Wednesday, September 23, 2020

It’s not that Davida Margolin had a crystal ball or whatever one might need to predict the future when she was preparing to teach this semester. It’s all right there in the science: how a coronavirus can mutate, how it can inflect thousands and thousands of people, starting with one tiny droplet. How quickly it can become a pandemic and spread around the world.

 That information has been included in Margolin’s teaching of GERMS 101 for several years now, just not as heightened as this term. She thinks of GERMS as being a course in science literacy. The syllabus describes it in part as exploring germs from varying perspectives: living organisms, human enemies or friends, and as represented in the media. That she and her students are teaching/taking the class remotely this semester provides an ironic underscoring of the subject’s gravity, one that Margolin was prepared to address.

"Germs are ubiquitous. Whether we know there are 100,000 of them on our phones or not, they’re still there. Some are harmless, some are not.”

"I had a whole PowerPoint presentation, an entire lecture about coronaviruses ready in January for the third, fourth day of class, because my gut said this was going to be a global event,” says Margolin, a lecturer in the department of molecular, cellular, and biomedical sciences. “So my students were learning about coronavirus ramifications well before it was declared an epidemic and prior to it being called COVID-19.” 

A virus needs a viable host cell, Margolin instructs students. Without one, there is nowhere for it to go. And if there is nowhere to go, it can’t spread. Hence, the recommendations from the World Health Organization and the Centers for Disease Control to stay 6 feet apart, practicing handwashing multiple times a day and wear a mask. To that end, Margolin has added a lecture on the protection that masks provide.

“It’s difficult because this whole thing has become political,” she says. “I know where I stand, I stand on the side of science, and the science says masks help prevent or reduce the spread.”

To help students visualize that spread, Margolin has them watch the movie “Contagion” at the end of the semester, when they’ve been exposed to different facets of disease transmission and epidemiology. The film is about a virus that is transmitted by respiratory droplets, the rush to identify and contain its spread, and the social chaos that erupts when it becomes a pandemic.

Another exercise in past years had students using sterile swabs to swipe an area in their homes they thought would be germ-free. They then brought the swabs back to class and put them in agar plates to see if anything would grow. (Being remote has excluded the exercise this semester).

“A lot of students tested their washers or dryers, thinking of them as clean surfaces. They were surprised to see the bacteria that was there —E.coli, strep, and more,” Margolin says. “Germs are ubiquitous. Whether we know there are 100,000 of them on our phones or not, they’re still there. Some are harmless, some are not.”

And some cause diseases like rabies that will infect any animal, including humans. Smallpox, on the other hand, is only spread by humans.
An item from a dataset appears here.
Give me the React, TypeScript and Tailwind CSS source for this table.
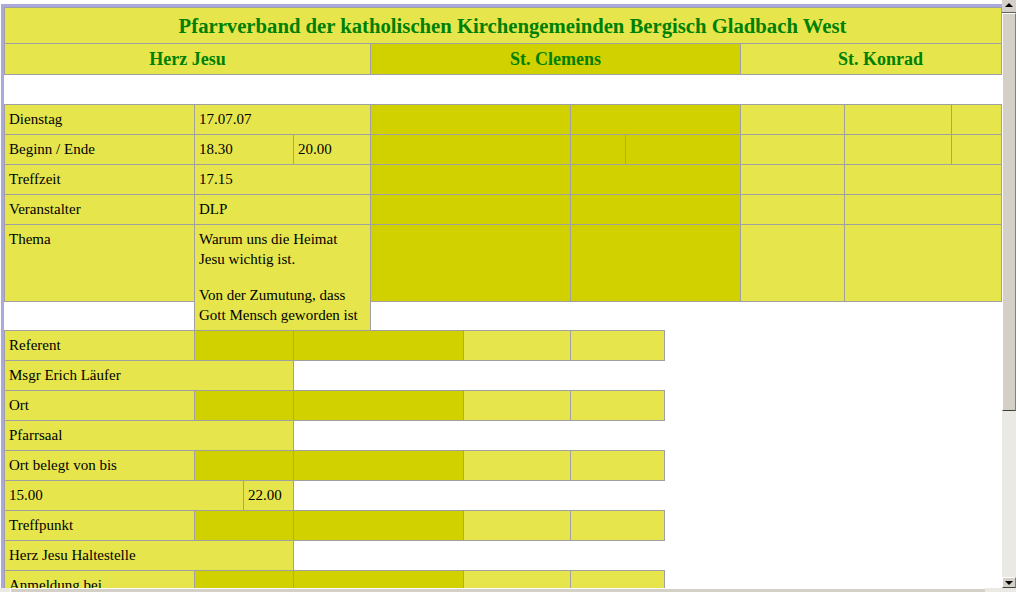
import type { ReactNode } from 'react';

type Tone = 'light' | 'dark';

function Cell({
  className = '',
  tone = 'light',
  children,
}: {
  className?: string;
  tone?: Tone;
  children?: ReactNode;
}) {
  const bg = tone === 'dark' ? 'bg-[#d1d100]' : 'bg-[#e6e64c]';
  return (
    <div
      className={`box-border shrink-0 border border-[#a0a0a0] pl-1 pt-1 leading-5 ${bg} ${className}`}
    >
      {children}
    </div>
  );
}

// one row of the lower block: label + 2 dark + 2 light cells
function FiveRow({ label }: { label: string }) {
  return (
    <div className="-mt-px flex [&>*+*]:-ml-px">
      <Cell className="h-[31px] w-[191px]">{label}</Cell>
      <Cell tone="dark" className="h-[31px] w-[100px]" />
      <Cell tone="dark" className="h-[31px] w-[171px]" />
      <Cell className="h-[31px] w-[108px]" />
      <Cell className="h-[31px] w-[95px]" />
    </div>
  );
}

function WideRow({ text }: { text: string }) {
  return (
    <div className="-mt-px flex">
      <Cell className="h-[31px] w-[290px]">{text}</Cell>
    </div>
  );
}

function Arrow({ up }: { up?: boolean }) {
  return up ? (
    <div className="h-0 w-0 border-x-[4px] border-b-[4px] border-x-transparent border-b-black" />
  ) : (
    <div className="h-0 w-0 border-x-[4px] border-t-[4px] border-x-transparent border-t-black" />
  );
}

function VScrollbar() {
  return (
    <div className="flex w-[14px] flex-col bg-[#ebe9e4]">
      <div className="flex h-[13px] items-start justify-center border-b border-[#606060] bg-[#d4d0c8] pt-[3px]">
        <Arrow up />
      </div>
      <div className="h-[398px] border-b border-l border-r border-t border-b-[#404040] border-l-white border-r-[#808080] border-t-white bg-[#d4d0c8]" />
      <div className="flex-1" />
      <div className="flex h-[11px] items-center justify-center border border-b-[#404040] border-l-white border-r-[#808080] border-t-white bg-[#d4d0c8]">
        <Arrow />
      </div>
    </div>
  );
}

export default function App() {
  return (
    <div className="flex h-[592px] w-[1016px] flex-col overflow-hidden bg-white font-['Liberation_Serif','Times_New_Roman',serif] text-[15px] text-black">
      <div className="flex min-h-0 flex-1">
        <div className="w-[1002px] overflow-hidden pl-px pt-1">
          <div className="h-full border-l-[3px] border-t-[3px] border-[#a9a9dc]">
            {/* title + parish headers (table runs on under the scrollbar) */}
            <div className="flex">
              <Cell className="flex h-[37px] w-[998px] items-center justify-center !p-0 !pl-[19px] text-[20.7px] font-bold text-[#008000]">
                Pfarrverband der katholischen Kirchengemeinden Bergisch Gladbach West
              </Cell>
            </div>
            <div className="-mt-px flex text-[18px] font-bold text-[#008000] [&>*+*]:-ml-px">
              <Cell className="flex h-[32px] w-[367px] items-center justify-center !p-0">Herz Jesu</Cell>
              <Cell tone="dark" className="flex h-[32px] w-[371px] items-center justify-center !p-0">
                St. Clemens
              </Cell>
              <Cell className="flex h-[32px] w-[262px] items-center justify-center !p-0 !pl-[19px]">
                St. Konrad
              </Cell>
            </div>
            <div className="h-[29px]" />

            {/* event details */}
            <div className="flex [&>*+*]:-ml-px">
              <Cell className="h-[31px] w-[191px]">Dienstag</Cell>
              <Cell className="h-[31px] w-[177px]">17.07.07</Cell>
              <Cell tone="dark" className="h-[31px] w-[201px]" />
              <Cell tone="dark" className="h-[31px] w-[171px]" />
              <Cell className="h-[31px] w-[105px]" />
              <Cell className="h-[31px] w-[108px]" />
              <Cell className="h-[31px] w-[51px]" />
            </div>
            <div className="-mt-px flex [&>*+*]:-ml-px">
              <Cell className="h-[31px] w-[191px]">Beginn / Ende</Cell>
              <Cell className="h-[31px] w-[100px]">18.30</Cell>
              <Cell className="h-[31px] w-[78px]">20.00</Cell>
              <Cell tone="dark" className="h-[31px] w-[201px]" />
              <Cell tone="dark" className="h-[31px] w-[56px]" />
              <Cell tone="dark" className="h-[31px] w-[116px]" />
              <Cell className="h-[31px] w-[105px]" />
              <Cell className="h-[31px] w-[108px]" />
              <Cell className="h-[31px] w-[51px]" />
            </div>
            <div className="-mt-px flex [&>*+*]:-ml-px">
              <Cell className="h-[31px] w-[191px]">Treffzeit</Cell>
              <Cell className="h-[31px] w-[177px]">17.15</Cell>
              <Cell tone="dark" className="h-[31px] w-[201px]" />
              <Cell tone="dark" className="h-[31px] w-[171px]" />
              <Cell className="h-[31px] w-[105px]" />
              <Cell className="h-[31px] w-[158px]" />
            </div>
            <div className="-mt-px flex [&>*+*]:-ml-px">
              <Cell className="h-[31px] w-[191px]">Veranstalter</Cell>
              <Cell className="h-[31px] w-[177px]">DLP</Cell>
              <Cell tone="dark" className="h-[31px] w-[201px]" />
              <Cell tone="dark" className="h-[31px] w-[171px]" />
              <Cell className="h-[31px] w-[105px]" />
              <Cell className="h-[31px] w-[158px]" />
            </div>
            <div className="-mt-px flex items-start [&>*+*]:-ml-px">
              <Cell className="h-[78px] w-[191px]">Thema</Cell>
              <Cell className="h-[107px] w-[177px] pr-[6px]">
                <p>Warum uns die Heimat Jesu wichtig ist.</p>
                <p className="mt-4">Von der Zumutung, dass Gott Mensch geworden ist</p>
              </Cell>
              <Cell tone="dark" className="h-[78px] w-[201px]" />
              <Cell tone="dark" className="h-[78px] w-[171px]" />
              <Cell className="h-[78px] w-[105px]" />
              <Cell className="h-[78px] w-[158px]" />
            </div>

            {/* organisation */}
            <FiveRow label="Referent" />
            <WideRow text="Msgr Erich Läufer" />
            <FiveRow label="Ort" />
            <WideRow text="Pfarrsaal" />
            <FiveRow label="Ort belegt von bis" />
            <div className="-mt-px flex [&>*+*]:-ml-px">
              <Cell className="h-[31px] w-[240px]">15.00</Cell>
              <Cell className="h-[31px] w-[51px]">22.00</Cell>
            </div>
            <FiveRow label="Treffpunkt" />
            <WideRow text="Herz Jesu Haltestelle" />
            <FiveRow label="Anmeldung bei" />
          </div>
        </div>
        <VScrollbar />
      </div>
      <div className="flex h-[4px] bg-[#ebe9e4]">
        <div className="ml-[10px] w-[975px] border-l border-t border-l-white border-t-white bg-[#d4d0c8]" />
      </div>
    </div>
  );
}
According to the Center for Disease Control, it is not believed that animals play a role in the spread of COVID-19 despite the assertion that it started in an animal. 

“As far as I know, they’re not certain what caused COVID — a  bat, a snake or some other animal from a wet market,” Margolin says. “In some wet markets, where they are slaughtering all these animals, genetic material starts to mix, resulting in hybridizing. If one of those animals has a virus it can jump to another animal, one that has no immunity.”

This is the kind of information that some students find too disturbing, she says, adding that “this is what biology is.”

“It’s not just the coronavirus. There are other diseases they should know about. Like how STDs spread, how prevalent they are and that you’re not immune,” Margolin says. “I want them to know what can happen, that 80 percent of 18 to 25-year-olds have had or will have the human papillomavirus.”

And that pregnant women shouldn’t clean a cat litter box because of a parasite that can cause toxoplasmosis. Or that you should never give honey to a baby because it could contain a bacteria that can produce toxins in their intestines.

“I try not to scare them, but I want them to know germs are all around them," Margolin says. “It’s my job to give them enough information so it jolts them into thinking about the ramifications.”